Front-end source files

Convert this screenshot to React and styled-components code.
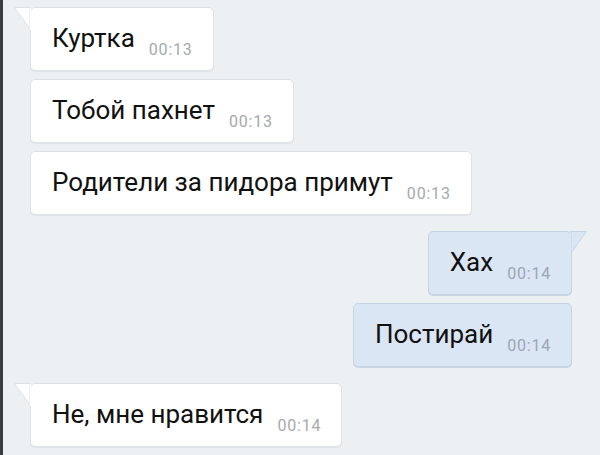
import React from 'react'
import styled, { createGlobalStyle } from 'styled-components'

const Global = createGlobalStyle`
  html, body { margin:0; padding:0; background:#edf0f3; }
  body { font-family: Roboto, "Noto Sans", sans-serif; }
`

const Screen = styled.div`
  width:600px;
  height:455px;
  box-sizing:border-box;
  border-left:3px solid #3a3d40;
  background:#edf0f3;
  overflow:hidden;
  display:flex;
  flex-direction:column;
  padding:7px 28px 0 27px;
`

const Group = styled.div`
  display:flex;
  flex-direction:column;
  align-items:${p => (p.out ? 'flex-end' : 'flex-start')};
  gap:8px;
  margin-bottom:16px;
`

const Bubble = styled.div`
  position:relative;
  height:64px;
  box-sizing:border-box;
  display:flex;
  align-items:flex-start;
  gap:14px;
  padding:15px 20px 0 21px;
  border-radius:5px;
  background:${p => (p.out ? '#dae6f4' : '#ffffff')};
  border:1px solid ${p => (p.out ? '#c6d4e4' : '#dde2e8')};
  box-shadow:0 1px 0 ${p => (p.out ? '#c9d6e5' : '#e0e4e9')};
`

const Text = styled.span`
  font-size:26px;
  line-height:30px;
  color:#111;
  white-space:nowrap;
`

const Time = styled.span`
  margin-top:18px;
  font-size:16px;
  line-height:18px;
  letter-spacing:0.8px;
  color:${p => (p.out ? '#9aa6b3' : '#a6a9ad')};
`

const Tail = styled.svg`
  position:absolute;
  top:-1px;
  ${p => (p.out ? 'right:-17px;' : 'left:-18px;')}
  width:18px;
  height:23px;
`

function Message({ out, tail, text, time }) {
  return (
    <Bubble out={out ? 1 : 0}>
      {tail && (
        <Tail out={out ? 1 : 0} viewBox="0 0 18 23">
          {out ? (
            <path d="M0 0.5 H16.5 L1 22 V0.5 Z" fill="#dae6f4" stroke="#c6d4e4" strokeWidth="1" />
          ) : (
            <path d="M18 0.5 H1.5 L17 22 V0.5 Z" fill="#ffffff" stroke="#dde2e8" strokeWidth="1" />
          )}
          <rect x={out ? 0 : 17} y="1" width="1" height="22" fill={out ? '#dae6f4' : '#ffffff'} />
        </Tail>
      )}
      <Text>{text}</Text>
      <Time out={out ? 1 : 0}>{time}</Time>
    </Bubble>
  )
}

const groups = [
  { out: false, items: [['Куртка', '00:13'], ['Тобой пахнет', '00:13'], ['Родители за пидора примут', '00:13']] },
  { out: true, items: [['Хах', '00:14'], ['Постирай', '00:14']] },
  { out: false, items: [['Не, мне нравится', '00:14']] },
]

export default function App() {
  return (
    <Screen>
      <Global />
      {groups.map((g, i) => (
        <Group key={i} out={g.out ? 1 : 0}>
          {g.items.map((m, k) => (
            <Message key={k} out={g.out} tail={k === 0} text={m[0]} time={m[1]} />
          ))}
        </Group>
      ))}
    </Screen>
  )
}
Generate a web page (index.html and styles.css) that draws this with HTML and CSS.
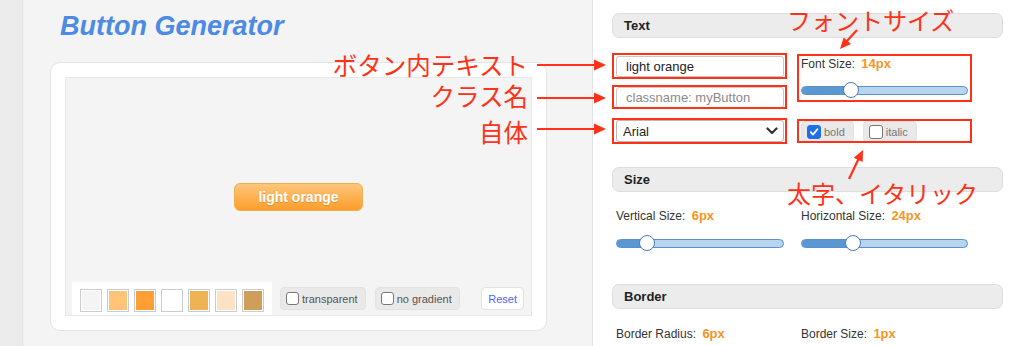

What you have to do:
Quote the entries in full. Any image among them is to be omitted from the copy.

Response for this exercise:
Convert this screenshot to React and styled-components code.
import React from 'react'
import styled, { createGlobalStyle } from 'styled-components'

const Global = createGlobalStyle`
  html, body { margin:0; padding:0; background:#edf0f3; }
  body { font-family: Roboto, "Noto Sans", sans-serif; }
`

const Screen = styled.div`
  width:600px;
  height:455px;
  box-sizing:border-box;
  border-left:3px solid #3a3d40;
  background:#edf0f3;
  overflow:hidden;
  display:flex;
  flex-direction:column;
  padding:7px 28px 0 27px;
`

const Group = styled.div`
  display:flex;
  flex-direction:column;
  align-items:${p => (p.out ? 'flex-end' : 'flex-start')};
  gap:8px;
  margin-bottom:16px;
`

const Bubble = styled.div`
  position:relative;
  height:64px;
  box-sizing:border-box;
  display:flex;
  align-items:flex-start;
  gap:14px;
  padding:15px 20px 0 21px;
  border-radius:5px;
  background:${p => (p.out ? '#dae6f4' : '#ffffff')};
  border:1px solid ${p => (p.out ? '#c6d4e4' : '#dde2e8')};
  box-shadow:0 1px 0 ${p => (p.out ? '#c9d6e5' : '#e0e4e9')};
`

const Text = styled.span`
  font-size:26px;
  line-height:30px;
  color:#111;
  white-space:nowrap;
`

const Time = styled.span`
  margin-top:18px;
  font-size:16px;
  line-height:18px;
  letter-spacing:0.8px;
  color:${p => (p.out ? '#9aa6b3' : '#a6a9ad')};
`

const Tail = styled.svg`
  position:absolute;
  top:-1px;
  ${p => (p.out ? 'right:-17px;' : 'left:-18px;')}
  width:18px;
  height:23px;
`

function Message({ out, tail, text, time }) {
  return (
    <Bubble out={out ? 1 : 0}>
      {tail && (
        <Tail out={out ? 1 : 0} viewBox="0 0 18 23">
          {out ? (
            <path d="M0 0.5 H16.5 L1 22 V0.5 Z" fill="#dae6f4" stroke="#c6d4e4" strokeWidth="1" />
          ) : (
            <path d="M18 0.5 H1.5 L17 22 V0.5 Z" fill="#ffffff" stroke="#dde2e8" strokeWidth="1" />
          )}
          <rect x={out ? 0 : 17} y="1" width="1" height="22" fill={out ? '#dae6f4' : '#ffffff'} />
        </Tail>
      )}
      <Text>{text}</Text>
      <Time out={out ? 1 : 0}>{time}</Time>
    </Bubble>
  )
}

const groups = [
  { out: false, items: [['Куртка', '00:13'], ['Тобой пахнет', '00:13'], ['Родители за пидора примут', '00:13']] },
  { out: true, items: [['Хах', '00:14'], ['Постирай', '00:14']] },
  { out: false, items: [['Не, мне нравится', '00:14']] },
]

export default function App() {
  return (
    <Screen>
      <Global />
      {groups.map((g, i) => (
        <Group key={i} out={g.out ? 1 : 0}>
          {g.items.map((m, k) => (
            <Message key={k} out={g.out} tail={k === 0} text={m[0]} time={m[1]} />
          ))}
        </Group>
      ))}
    </Screen>
  )
}
Generate a web page (index.html and styles.css) that draws this with HTML and CSS.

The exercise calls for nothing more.